The time-dependent routing is a method in which a suitable routing pattern is preset for each predetermined time slot, i.e. a method in which a set of alternate routes and the order of their selection are preset for each first route and a call originating in a switching node is connected to the intended destination node, following the routing pattern preset for the time slot concerned. A typical example of the time-dependent routing is a DNHR (Dynamic Nonhierarchical Routing) system proposed by AT & T, Inc. of the United States (see G. R. Ash, et al., "Design and Optimization of Networks with Dynamic Routing," BSTJ, Vol. 60, pp. 1787-1820, October 1981, for instance).
The state-dependent routing is a method which performs a call connection while updating the routing pattern in real time in accordance with the network status such as trunk usage in the network. This method is implemented by centralized or distributed control.
In the state-dependent routing method by centralized control a network control center collects data about the trunk usage throughout the network, calculates a routing pattern between each originating-terminating node pair, and indicates the routing pattern to each switching node in real time. An example of this state-dependent routing method by centralized control is a TSMR system proposed by AT & T, Inc. of the United States and a DCR system by Northern Telecom of Canada (see the afore-mentioned literature by B. R. Hurley, et al., for instance).
In the state-dependent routing method by distributed control each switching node independently detects the network status and autonomously searches for an alternate route based on the network status information, thereby setting an appropriate routing pattern between an origin-destination node pair. Examples of this method are those proposed by British Telecommunications of Great Britain and Centre National D'etudes des Telecommunications of France (commonly known as "CENT"). Both methods are common in basic principle, and the method by British Telecommunications is called a DAR system (see B. R. Stacey, et al., "Dynamic Alternative Routing in the British Telecom Trunk Network," International Switching Symposium, ISS-87, B12.4.1-B.12.4.5, 1987, or Hennion B., "Feedback Methods for Calls Allocation on the Crossed Traffic Routing," International Teletraffic Congress, ITC-9, pp. HEENNION-1 to HENNION-3, 1979, for example).
Some proposals have been made so far for the dynamic routing as mentioned above but they have the following problems yet to be solved for practical use.
(i) The time-dependent routing of the aforementioned DNHR system, for instance, would work well in a country like the United States where a plurality of standard times are used, the traffic busy hour differs sharply with regions, an appropriate routing pattern for each time slot can be forecast, and updating of the routing pattern can be scheduled.
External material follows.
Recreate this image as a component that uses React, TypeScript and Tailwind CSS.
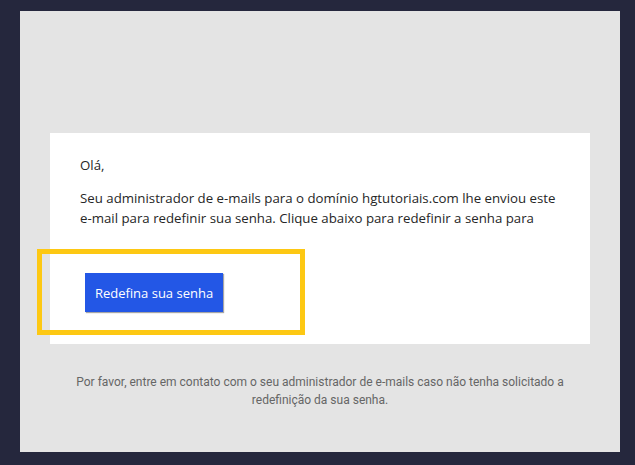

Where the traffic busy hour is common almost all over the country as in Japan, however, the time-dependent routing, if used singly, would not be so effective. In a country like Japan it is of prime importance to efficiently handle offered traffic, quickly responding to an excess or shortage of the trunk-number of transit links which is caused by restrictions on the management of trunk resources such as the trunk assignment interval, the trunk modularity, etc. or unpredictable traffic variations, and the state-dependent routing is more effective rather than the time-dependent routing.
(ii) In general, the state-dependent routing by centralized control permits efficient routing, because a routing pattern can be indicated based on the optimization of the entire network through observation of its status, for example, the trunk usage in the network. However, in the case where the observation cycle is long or an information transfer delay occurs, that is, where a time lag is great between the observation and the execution of a call connection by a routing pattern based on the observation, the state of the network varies during this time resulting in an increase in the probability of effecting erroneous control. This will not produce the intended effect and will lower the call-connection quality.
To avoid such a problem and hence achieve the intended effect, it is necessary to reduce the network status observation cycle and the switching node control cycle. The aforementioned TSMR or DCR system, for example, premises that both cycles are within 10 seconds. In a large-scale telecommunications network in which the number of switching nodes to be controlled is several hundreds and the number of links to be measured is as large as tens of thousands, however, such a high-speed observation and control are difficult. In other words, the amount of data to be processed by the network control center, the amount of data to be transferred between the switching nodes and the network control center, and measurements in the switching nodes and the amount of data to be transmitted and received among them are enormous and the facilities therefor are also vast, resulting in an uneconomical system. In addition, a failure in the control center of such a large-scale network will throw the network into disorder.
(iii) With the a aforementioned DAR system and the self-routing system in the state-dependent routing by distributed control, no network control center is employed and each switching node checks the status of alternate routes by a signal handled in its call-connection procedure and autonomously changes an alternate route accordingly, thereby implementing a preferably routing pattern throughout the telecommunications network. Consequently, the problem mentioned above in (ii) can be avoided. In a large-scale telecommunications network, however, the number of alternate routes for each origin-destination node pair becomes appreciable, incurring various disadvantages. For instance, in a telecommunications network which forms a mesh by 100 switching nodes the number of alternate routes via two transit links between each origin-destination node pair alone is as large as 98.
In such an instance, (a) alternate routes are rechecked through a search by trial and error prior to a call-connection procedure, and consequently, when the number of available alternate routes is unnecessarily large, the search is repeated inevitably many times until a routing pattern updated according to temporary traffic variations is restored to its initial state. Similarly, when a traffic pattern throughout the network changes or transmission equipment breaks down, the search is repeated many times until each switching node shifts to a new favorable routing pattern. This will deteriorate the call-connection quality and increase the amount of data to be processed by each switching node. (b) An increase in the amount of data managed by each switching node calls for an increase in the number of tables for processing data and the number of counters for counting the number of calls. That is to say, the amount of data which is managed for each origin-destination node pair or each first route increases, and consequently, alternate route tables are required and the state of alternate routing must be monitored from the viewpoint of network management. This necessitates a number of counters for counting the number and the traffic volume of alternate calls and the transit-call-completion probability in each alternate route. Moreover, (c) an increase in the number of counters used will cause an increase in the computer running time to be processed for measurement by the counters.